GIVEN EXERCISE |
Read the listing and extract each line that includes the word "image".
★ ★ ★ ★
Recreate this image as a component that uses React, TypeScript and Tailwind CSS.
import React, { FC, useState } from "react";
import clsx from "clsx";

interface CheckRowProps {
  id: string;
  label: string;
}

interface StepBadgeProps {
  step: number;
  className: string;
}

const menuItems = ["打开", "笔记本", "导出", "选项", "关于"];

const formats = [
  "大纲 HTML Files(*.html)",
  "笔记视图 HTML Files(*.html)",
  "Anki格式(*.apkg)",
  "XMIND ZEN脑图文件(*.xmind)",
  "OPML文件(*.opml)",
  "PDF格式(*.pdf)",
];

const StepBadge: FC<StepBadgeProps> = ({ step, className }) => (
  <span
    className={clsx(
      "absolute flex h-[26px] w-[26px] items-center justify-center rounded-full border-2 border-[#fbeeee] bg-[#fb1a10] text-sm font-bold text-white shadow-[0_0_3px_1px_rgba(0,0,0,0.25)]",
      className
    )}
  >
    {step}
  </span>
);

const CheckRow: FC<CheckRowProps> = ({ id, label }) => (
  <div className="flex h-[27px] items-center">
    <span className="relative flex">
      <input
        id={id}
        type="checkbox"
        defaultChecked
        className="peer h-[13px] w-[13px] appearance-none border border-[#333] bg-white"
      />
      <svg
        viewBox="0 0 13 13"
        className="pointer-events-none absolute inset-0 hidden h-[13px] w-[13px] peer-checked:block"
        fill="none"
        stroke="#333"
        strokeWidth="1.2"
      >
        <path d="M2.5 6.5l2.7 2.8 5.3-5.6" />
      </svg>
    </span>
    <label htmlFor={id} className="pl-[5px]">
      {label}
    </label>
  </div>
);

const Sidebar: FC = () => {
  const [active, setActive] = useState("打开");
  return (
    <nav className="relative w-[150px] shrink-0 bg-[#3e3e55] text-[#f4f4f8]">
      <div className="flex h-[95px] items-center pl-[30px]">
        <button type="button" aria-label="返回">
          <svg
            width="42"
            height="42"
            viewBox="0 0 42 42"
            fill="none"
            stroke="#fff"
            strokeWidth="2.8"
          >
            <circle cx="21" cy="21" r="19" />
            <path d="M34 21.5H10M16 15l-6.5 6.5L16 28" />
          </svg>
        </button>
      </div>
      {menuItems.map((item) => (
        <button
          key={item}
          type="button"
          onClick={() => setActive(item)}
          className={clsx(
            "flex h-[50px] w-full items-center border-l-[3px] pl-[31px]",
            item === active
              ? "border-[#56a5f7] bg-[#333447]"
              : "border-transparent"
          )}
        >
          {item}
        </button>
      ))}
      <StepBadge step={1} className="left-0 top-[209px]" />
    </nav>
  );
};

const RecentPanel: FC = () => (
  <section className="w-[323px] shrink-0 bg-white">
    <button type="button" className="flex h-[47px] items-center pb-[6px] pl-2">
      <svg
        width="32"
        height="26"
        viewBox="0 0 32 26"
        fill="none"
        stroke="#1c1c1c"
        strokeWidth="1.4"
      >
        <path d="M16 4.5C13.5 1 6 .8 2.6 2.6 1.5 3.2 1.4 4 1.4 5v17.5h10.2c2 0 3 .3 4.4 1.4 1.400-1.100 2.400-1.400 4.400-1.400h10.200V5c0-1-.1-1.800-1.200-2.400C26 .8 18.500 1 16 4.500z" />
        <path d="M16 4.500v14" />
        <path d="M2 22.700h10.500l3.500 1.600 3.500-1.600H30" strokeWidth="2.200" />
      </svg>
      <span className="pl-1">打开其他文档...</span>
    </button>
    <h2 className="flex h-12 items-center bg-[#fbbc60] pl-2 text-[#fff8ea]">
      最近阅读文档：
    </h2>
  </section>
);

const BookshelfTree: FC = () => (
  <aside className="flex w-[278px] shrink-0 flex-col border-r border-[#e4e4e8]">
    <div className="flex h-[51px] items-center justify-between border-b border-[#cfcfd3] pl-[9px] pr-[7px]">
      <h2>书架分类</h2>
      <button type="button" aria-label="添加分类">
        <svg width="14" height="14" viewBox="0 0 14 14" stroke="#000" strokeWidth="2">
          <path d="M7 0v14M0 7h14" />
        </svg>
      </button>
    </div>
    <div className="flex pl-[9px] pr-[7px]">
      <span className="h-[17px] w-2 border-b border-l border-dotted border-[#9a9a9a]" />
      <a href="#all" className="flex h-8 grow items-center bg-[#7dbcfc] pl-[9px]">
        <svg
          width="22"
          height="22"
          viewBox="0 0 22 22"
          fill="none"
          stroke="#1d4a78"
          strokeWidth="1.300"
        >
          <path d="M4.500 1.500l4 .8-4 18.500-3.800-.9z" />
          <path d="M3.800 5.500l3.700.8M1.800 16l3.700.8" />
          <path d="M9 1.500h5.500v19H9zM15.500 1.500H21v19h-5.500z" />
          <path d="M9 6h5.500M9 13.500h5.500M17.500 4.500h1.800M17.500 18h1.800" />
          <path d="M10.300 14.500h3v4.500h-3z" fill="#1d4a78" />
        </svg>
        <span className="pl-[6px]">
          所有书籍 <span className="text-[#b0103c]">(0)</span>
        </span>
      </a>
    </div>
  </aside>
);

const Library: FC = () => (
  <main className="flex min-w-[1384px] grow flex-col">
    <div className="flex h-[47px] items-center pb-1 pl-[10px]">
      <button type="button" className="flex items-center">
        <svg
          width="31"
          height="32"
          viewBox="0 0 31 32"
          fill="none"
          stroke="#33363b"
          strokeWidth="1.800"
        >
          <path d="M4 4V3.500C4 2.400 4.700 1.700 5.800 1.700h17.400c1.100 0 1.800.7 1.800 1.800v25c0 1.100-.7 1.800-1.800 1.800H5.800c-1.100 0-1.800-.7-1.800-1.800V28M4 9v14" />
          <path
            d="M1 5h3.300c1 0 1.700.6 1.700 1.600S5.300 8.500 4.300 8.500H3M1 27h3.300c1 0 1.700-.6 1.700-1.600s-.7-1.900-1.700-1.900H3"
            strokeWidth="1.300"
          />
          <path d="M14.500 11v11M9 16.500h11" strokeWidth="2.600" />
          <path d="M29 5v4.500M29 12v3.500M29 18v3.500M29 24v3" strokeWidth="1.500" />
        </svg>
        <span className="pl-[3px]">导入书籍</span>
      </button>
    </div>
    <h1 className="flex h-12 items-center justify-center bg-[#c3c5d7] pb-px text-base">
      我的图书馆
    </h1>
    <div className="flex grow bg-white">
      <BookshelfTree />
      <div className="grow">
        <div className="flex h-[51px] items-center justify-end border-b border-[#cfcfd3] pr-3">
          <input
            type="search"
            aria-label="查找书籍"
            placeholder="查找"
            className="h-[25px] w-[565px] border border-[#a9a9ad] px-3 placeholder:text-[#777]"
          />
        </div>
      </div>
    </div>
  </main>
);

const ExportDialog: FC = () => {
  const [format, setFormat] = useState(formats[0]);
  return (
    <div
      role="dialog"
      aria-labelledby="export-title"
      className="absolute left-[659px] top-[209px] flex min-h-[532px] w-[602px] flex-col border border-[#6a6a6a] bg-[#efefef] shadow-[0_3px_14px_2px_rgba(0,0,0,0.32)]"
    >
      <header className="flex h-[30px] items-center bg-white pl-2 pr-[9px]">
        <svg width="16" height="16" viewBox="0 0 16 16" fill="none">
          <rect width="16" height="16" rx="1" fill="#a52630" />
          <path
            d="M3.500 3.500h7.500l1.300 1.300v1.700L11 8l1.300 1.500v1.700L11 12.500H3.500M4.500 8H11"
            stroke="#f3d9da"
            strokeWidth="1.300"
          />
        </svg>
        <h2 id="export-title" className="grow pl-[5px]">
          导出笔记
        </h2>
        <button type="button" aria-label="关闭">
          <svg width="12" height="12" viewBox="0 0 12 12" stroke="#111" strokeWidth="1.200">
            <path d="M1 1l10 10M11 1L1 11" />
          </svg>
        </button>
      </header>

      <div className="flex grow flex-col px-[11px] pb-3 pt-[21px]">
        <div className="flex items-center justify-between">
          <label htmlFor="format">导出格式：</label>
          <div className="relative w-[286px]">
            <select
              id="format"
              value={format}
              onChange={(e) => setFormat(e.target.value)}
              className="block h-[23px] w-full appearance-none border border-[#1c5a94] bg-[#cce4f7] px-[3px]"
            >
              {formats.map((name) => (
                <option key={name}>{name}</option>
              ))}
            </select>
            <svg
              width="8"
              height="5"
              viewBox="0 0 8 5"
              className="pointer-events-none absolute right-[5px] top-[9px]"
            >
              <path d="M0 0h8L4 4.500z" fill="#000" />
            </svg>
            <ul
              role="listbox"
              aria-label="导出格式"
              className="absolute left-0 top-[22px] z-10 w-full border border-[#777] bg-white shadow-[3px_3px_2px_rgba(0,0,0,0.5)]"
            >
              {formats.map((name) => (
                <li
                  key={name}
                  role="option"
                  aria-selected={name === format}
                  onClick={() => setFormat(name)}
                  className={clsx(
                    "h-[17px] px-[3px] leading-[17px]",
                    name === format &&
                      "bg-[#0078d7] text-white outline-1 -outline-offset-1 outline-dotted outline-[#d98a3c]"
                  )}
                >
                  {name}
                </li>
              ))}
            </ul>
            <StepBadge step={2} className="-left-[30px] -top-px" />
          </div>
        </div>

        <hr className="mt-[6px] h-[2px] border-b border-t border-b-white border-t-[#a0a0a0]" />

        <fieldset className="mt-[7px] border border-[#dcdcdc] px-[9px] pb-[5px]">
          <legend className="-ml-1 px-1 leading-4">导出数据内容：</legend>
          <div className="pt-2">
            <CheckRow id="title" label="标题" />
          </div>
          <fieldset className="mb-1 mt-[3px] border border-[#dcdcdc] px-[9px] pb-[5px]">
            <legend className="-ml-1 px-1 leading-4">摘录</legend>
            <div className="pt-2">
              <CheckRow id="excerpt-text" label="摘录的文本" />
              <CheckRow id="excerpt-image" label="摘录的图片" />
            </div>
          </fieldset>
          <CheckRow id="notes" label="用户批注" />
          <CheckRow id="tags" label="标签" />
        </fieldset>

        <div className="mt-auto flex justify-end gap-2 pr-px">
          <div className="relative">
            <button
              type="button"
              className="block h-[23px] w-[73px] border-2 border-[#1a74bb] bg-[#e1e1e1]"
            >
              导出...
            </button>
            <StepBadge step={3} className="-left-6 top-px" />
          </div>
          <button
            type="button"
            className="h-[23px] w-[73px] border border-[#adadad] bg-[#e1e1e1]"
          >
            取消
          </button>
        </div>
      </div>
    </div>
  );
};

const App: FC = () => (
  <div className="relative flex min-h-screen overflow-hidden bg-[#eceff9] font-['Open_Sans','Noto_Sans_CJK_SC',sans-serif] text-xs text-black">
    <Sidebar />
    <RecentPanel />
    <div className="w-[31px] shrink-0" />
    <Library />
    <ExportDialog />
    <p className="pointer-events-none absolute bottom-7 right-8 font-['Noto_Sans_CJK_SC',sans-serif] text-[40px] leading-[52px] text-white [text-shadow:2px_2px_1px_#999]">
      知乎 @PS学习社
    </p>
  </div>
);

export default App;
★ ★ ★ ★
ANSWER TO THE TASK |
Recreate this image as a component that uses React, TypeScript and Tailwind CSS.
              <CheckRow id="excerpt-image" label="摘录的图片" />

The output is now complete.